▸ **Your objective**: Return the records word for word. Any pictures in them are not part of the copy.

── Entries supplied

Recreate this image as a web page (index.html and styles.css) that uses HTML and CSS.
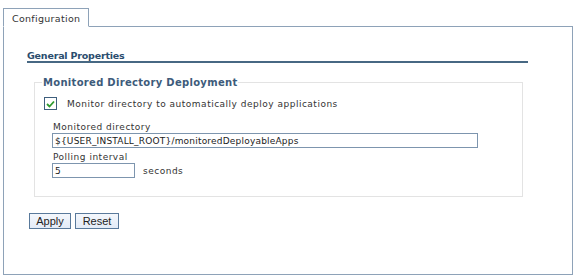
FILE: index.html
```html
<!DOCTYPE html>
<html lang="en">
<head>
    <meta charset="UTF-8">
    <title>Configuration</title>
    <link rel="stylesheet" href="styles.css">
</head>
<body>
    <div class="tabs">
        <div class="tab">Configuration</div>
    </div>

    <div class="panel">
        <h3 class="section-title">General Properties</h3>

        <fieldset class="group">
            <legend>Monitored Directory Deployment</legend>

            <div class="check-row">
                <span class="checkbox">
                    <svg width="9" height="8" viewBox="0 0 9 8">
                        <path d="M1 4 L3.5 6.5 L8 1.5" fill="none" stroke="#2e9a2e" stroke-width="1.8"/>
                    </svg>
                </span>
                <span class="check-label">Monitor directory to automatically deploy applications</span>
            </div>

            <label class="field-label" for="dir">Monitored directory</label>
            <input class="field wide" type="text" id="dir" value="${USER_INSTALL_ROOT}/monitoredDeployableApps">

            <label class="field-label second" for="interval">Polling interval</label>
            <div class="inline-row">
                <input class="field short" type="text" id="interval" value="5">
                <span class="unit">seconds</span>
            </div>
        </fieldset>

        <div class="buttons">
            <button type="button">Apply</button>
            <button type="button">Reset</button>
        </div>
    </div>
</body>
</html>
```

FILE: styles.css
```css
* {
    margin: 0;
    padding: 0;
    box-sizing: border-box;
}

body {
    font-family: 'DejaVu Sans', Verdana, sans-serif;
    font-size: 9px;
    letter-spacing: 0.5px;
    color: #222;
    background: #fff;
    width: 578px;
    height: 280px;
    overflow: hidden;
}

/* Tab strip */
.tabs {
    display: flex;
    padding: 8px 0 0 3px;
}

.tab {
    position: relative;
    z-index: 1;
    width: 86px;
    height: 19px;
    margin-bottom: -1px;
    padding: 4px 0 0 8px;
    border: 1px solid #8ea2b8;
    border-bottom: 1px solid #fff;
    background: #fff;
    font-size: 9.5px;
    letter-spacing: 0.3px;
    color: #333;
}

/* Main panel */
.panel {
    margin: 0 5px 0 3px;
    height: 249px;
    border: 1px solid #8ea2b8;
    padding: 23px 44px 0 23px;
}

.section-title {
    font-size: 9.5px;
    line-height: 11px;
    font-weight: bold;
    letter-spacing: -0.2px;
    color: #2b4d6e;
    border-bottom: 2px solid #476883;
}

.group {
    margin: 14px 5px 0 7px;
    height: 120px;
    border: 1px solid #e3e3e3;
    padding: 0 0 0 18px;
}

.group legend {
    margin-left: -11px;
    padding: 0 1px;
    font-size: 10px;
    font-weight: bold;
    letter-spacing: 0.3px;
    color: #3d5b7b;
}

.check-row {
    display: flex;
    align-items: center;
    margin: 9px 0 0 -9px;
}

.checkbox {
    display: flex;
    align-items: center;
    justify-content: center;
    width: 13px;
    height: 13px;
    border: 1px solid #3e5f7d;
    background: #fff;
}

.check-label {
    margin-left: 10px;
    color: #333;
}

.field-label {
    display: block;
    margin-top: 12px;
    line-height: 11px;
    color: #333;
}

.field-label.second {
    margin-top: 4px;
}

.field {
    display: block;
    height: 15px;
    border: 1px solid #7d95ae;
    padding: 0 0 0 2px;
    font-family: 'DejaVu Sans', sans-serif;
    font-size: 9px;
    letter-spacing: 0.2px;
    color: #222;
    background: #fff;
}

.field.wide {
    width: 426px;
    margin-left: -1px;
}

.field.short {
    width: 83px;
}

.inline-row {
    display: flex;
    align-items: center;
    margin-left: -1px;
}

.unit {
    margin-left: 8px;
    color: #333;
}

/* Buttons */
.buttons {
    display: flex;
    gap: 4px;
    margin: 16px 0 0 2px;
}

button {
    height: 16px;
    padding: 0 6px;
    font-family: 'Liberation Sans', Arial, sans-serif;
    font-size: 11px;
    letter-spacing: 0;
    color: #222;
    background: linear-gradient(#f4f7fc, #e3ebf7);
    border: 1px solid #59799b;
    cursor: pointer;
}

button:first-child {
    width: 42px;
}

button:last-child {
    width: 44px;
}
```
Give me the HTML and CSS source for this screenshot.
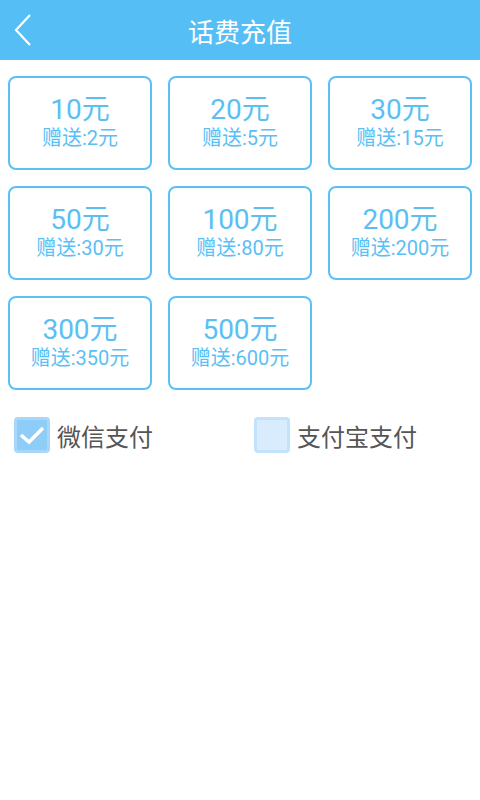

────

▸ **Response**:
Recreate this image as a web page (index.html and styles.css) that uses HTML and CSS.
FILE: index.html
```html
<!DOCTYPE html>
<html lang="en">
<head>
    <meta charset="UTF-8">
    <title>Configuration</title>
    <link rel="stylesheet" href="styles.css">
</head>
<body>
    <div class="tabs">
        <div class="tab">Configuration</div>
    </div>

    <div class="panel">
        <h3 class="section-title">General Properties</h3>

        <fieldset class="group">
            <legend>Monitored Directory Deployment</legend>

            <div class="check-row">
                <span class="checkbox">
                    <svg width="9" height="8" viewBox="0 0 9 8">
                        <path d="M1 4 L3.5 6.5 L8 1.5" fill="none" stroke="#2e9a2e" stroke-width="1.8"/>
                    </svg>
                </span>
                <span class="check-label">Monitor directory to automatically deploy applications</span>
            </div>

            <label class="field-label" for="dir">Monitored directory</label>
            <input class="field wide" type="text" id="dir" value="${USER_INSTALL_ROOT}/monitoredDeployableApps">

            <label class="field-label second" for="interval">Polling interval</label>
            <div class="inline-row">
                <input class="field short" type="text" id="interval" value="5">
                <span class="unit">seconds</span>
            </div>
        </fieldset>

        <div class="buttons">
            <button type="button">Apply</button>
            <button type="button">Reset</button>
        </div>
    </div>
</body>
</html>
```

FILE: styles.css
```css
* {
    margin: 0;
    padding: 0;
    box-sizing: border-box;
}

body {
    font-family: 'DejaVu Sans', Verdana, sans-serif;
    font-size: 9px;
    letter-spacing: 0.5px;
    color: #222;
    background: #fff;
    width: 578px;
    height: 280px;
    overflow: hidden;
}

/* Tab strip */
.tabs {
    display: flex;
    padding: 8px 0 0 3px;
}

.tab {
    position: relative;
    z-index: 1;
    width: 86px;
    height: 19px;
    margin-bottom: -1px;
    padding: 4px 0 0 8px;
    border: 1px solid #8ea2b8;
    border-bottom: 1px solid #fff;
    background: #fff;
    font-size: 9.5px;
    letter-spacing: 0.3px;
    color: #333;
}

/* Main panel */
.panel {
    margin: 0 5px 0 3px;
    height: 249px;
    border: 1px solid #8ea2b8;
    padding: 23px 44px 0 23px;
}

.section-title {
    font-size: 9.5px;
    line-height: 11px;
    font-weight: bold;
    letter-spacing: -0.2px;
    color: #2b4d6e;
    border-bottom: 2px solid #476883;
}

.group {
    margin: 14px 5px 0 7px;
    height: 120px;
    border: 1px solid #e3e3e3;
    padding: 0 0 0 18px;
}

.group legend {
    margin-left: -11px;
    padding: 0 1px;
    font-size: 10px;
    font-weight: bold;
    letter-spacing: 0.3px;
    color: #3d5b7b;
}

.check-row {
    display: flex;
    align-items: center;
    margin: 9px 0 0 -9px;
}

.checkbox {
    display: flex;
    align-items: center;
    justify-content: center;
    width: 13px;
    height: 13px;
    border: 1px solid #3e5f7d;
    background: #fff;
}

.check-label {
    margin-left: 10px;
    color: #333;
}

.field-label {
    display: block;
    margin-top: 12px;
    line-height: 11px;
    color: #333;
}

.field-label.second {
    margin-top: 4px;
}

.field {
    display: block;
    height: 15px;
    border: 1px solid #7d95ae;
    padding: 0 0 0 2px;
    font-family: 'DejaVu Sans', sans-serif;
    font-size: 9px;
    letter-spacing: 0.2px;
    color: #222;
    background: #fff;
}

.field.wide {
    width: 426px;
    margin-left: -1px;
}

.field.short {
    width: 83px;
}

.inline-row {
    display: flex;
    align-items: center;
    margin-left: -1px;
}

.unit {
    margin-left: 8px;
    color: #333;
}

/* Buttons */
.buttons {
    display: flex;
    gap: 4px;
    margin: 16px 0 0 2px;
}

button {
    height: 16px;
    padding: 0 6px;
    font-family: 'Liberation Sans', Arial, sans-serif;
    font-size: 11px;
    letter-spacing: 0;
    color: #222;
    background: linear-gradient(#f4f7fc, #e3ebf7);
    border: 1px solid #59799b;
    cursor: pointer;
}

button:first-child {
    width: 42px;
}

button:last-child {
    width: 44px;
}
```
Give me the HTML and CSS source for this screenshot.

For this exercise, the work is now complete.